Ciò occorre, in particolare, laddove il contribuente, dopo la sentenza favorevole in primo grado, sia risultato soccombente nel giudizio di appello. In questo caso, come previsto dalle disposizioni che disciplinano il pagamento del tributo in pendenza del processo il contribuente – salvo abbia ottenuto una sospensione in via amministrativa della riscossione ovvero in via giudiziale degli effetti della sentenza di appello ovvero dell'atto impugnato successivamente alla proposizione del ricorso innanzi la Suprema Corte - è chiamato a corrispondere integralmente quanto dovuto a titolo di imposta, sanzioni e interessi (ex art. 68, co. 1, del D.Lgs. n. 546/92).

In questa ipotesi, difatti, l'ammontare delle somme dovute per la definizione della controversia risulta ben inferiore a quanto già corrisposto per effetto della soccombenza nel giudizio di appello e non essendo detta eccedenza in alcun modo ripetibile in base alle disposizioni sopra richiamate, non vi sarebbe alcuna convenienza a definire la controversia pendente salvo ricorrano diversi e preminenti interessi a chiudere la partita con l'Erario quali, ad esempio, quello di scongiurare la statuizione di un principio o di un orientamento che possa alimentare e rinvigorire ulteriori contestazioni a carico del contribuente o anche, più semplicemente, eliminare il rischio di una condanna al pagamento delle spese di lite - unitamente ad un ulteriore importo a titolo di contributo unificato pari a quello già corrisposto - laddove si possa ritenere probabile, in base ad un sopravvenuto orientamento giurisprudenziale, una soccombenza.

Teoricamente la descritta ipotesi ricorreva anche per effetto delle analoghe disposizioni previste da ultimo dall'art. 6 del DL 23 ottobre 2018 n. 119, tuttavia merita considerare che le disposizioni in commento trovano applicazione anche, e si presume in larga parte, nelle liti aventi ad oggetto atti impoesattivi in relazione ai quali le modalità di riscossione degli importi dovuti a seguito della sentenza di secondo grado sono di gran lunga semplificati (poiché richiesti in base ad una mera intimazione di pagamento e senza la necessità di una previa iscrizione a ruolo e conseguente notifica della cartella di pagamento) a beneficio di una riscossione decisamente accelerata.

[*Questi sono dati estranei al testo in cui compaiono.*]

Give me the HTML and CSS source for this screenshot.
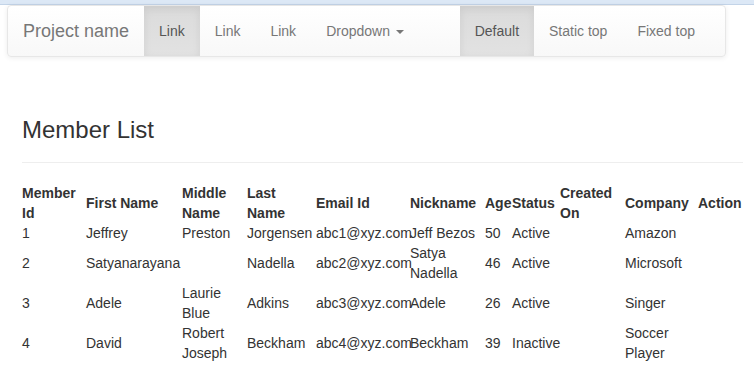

Ne consegue che attualmente – per effetto di un sistema più efficace basato sulla concentrazione in un solo atto della funzione impositiva e di quella esattiva – il contribuente, diversamente da quanto accadeva in passato, quasi mai sfugge al pagamento delle somme dovute per effetto della soccombenza nel giudizio di secondo grado ed anzi è invitato ad effettuare il pagamento in tempi relativamente brevi, pertanto saranno maggiori le ipotesi in cui la definizione della lite, salvo altre preminenti ragioni di opportunità di cui si è detto, non risulterà di interesse avendo già il contribuente versato più di quanto dovuto per la chiusura della lite senza possibilità di recupero dell'eccedenza, con conseguente vanificazione dell'obiettivo che la norma in commento, come premesso, ha inteso realizzare.